━━━ Excerpted data

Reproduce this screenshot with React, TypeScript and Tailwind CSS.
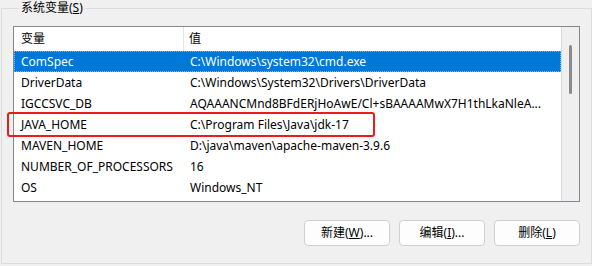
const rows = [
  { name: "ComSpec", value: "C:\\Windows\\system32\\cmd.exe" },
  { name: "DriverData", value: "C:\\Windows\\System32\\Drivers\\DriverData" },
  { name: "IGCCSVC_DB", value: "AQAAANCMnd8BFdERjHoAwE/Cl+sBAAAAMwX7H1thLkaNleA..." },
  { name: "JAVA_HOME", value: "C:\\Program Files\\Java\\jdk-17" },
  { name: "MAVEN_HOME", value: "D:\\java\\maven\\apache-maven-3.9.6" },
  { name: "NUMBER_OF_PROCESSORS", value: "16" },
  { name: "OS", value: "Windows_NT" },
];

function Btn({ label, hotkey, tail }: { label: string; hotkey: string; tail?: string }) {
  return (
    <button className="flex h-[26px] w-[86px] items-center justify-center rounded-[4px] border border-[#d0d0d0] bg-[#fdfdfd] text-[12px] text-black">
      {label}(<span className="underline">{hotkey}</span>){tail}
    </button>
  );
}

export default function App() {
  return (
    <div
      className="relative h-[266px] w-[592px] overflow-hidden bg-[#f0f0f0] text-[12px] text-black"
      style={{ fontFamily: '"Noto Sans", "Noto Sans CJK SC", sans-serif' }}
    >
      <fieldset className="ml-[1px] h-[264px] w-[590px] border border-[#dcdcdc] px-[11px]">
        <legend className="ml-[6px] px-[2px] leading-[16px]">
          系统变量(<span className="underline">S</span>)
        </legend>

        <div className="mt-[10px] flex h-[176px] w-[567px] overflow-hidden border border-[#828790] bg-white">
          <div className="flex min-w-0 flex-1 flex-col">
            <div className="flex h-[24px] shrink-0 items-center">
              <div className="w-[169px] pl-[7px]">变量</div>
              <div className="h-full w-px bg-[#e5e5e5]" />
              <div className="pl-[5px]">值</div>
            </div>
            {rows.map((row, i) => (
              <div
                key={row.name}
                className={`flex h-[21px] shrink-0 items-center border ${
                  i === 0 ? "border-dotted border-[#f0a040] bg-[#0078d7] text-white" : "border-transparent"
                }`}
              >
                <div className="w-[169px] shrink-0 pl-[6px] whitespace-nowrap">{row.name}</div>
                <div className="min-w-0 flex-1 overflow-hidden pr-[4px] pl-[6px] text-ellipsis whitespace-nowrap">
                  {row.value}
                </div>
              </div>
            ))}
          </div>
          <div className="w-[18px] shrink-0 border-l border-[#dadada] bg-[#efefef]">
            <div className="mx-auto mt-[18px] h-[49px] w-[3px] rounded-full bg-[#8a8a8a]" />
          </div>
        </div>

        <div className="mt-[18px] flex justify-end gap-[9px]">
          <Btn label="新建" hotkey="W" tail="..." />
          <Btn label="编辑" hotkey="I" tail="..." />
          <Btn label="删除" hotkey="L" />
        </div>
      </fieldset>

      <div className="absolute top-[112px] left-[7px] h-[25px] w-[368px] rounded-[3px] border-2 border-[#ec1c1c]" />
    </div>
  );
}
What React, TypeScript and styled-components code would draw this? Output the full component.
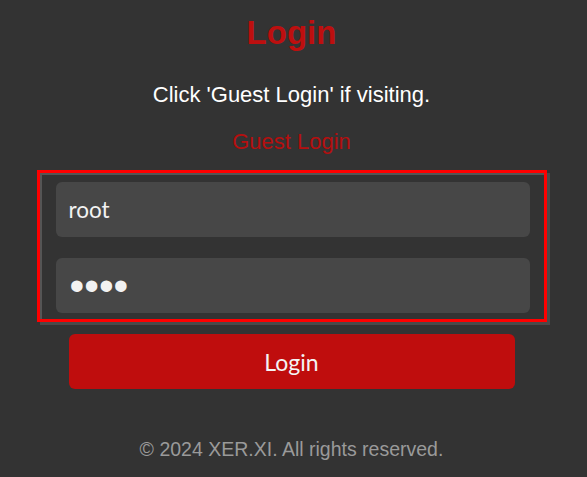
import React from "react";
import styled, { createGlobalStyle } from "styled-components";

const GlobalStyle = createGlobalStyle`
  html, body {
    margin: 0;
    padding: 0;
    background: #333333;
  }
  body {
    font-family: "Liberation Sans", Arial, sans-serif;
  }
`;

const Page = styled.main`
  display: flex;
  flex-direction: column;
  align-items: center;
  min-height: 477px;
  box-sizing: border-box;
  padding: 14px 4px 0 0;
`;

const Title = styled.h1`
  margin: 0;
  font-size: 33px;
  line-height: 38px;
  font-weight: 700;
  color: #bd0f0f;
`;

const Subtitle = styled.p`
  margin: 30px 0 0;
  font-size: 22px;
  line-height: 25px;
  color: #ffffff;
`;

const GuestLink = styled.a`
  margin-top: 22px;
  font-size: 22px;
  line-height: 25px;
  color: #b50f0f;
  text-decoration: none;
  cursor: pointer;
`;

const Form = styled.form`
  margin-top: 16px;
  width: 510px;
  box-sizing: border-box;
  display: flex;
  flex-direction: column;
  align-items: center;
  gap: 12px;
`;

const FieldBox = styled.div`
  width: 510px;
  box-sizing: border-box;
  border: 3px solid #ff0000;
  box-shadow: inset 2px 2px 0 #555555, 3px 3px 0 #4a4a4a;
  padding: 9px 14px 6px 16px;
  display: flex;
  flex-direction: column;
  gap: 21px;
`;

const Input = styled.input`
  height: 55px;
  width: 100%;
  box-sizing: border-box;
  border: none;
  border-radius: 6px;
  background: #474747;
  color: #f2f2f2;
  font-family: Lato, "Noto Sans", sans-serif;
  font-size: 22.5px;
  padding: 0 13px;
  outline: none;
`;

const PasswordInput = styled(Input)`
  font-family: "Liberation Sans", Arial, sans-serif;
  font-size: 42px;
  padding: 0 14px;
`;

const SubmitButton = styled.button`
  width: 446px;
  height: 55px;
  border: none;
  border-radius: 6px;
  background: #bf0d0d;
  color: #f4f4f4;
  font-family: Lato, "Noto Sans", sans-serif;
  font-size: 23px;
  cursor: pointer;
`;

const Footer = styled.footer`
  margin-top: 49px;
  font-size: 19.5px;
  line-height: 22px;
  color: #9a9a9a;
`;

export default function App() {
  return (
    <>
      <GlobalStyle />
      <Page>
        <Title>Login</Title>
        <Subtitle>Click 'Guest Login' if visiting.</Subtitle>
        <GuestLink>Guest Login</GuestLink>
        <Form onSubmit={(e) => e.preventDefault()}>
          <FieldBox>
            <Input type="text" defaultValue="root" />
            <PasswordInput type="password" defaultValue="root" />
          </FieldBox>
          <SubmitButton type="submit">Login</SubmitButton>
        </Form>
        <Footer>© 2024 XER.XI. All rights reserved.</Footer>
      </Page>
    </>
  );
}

━━━━━━

Task requirements: Look through the entries above and list every line containing "full".

Reply to the exercise:
              <div className="h-full w-px bg-[#e5e5e5]" />
            <div className="mx-auto mt-[18px] h-[49px] w-[3px] rounded-full bg-[#8a8a8a]" />
What React, TypeScript and styled-components code would draw this? Output the full component.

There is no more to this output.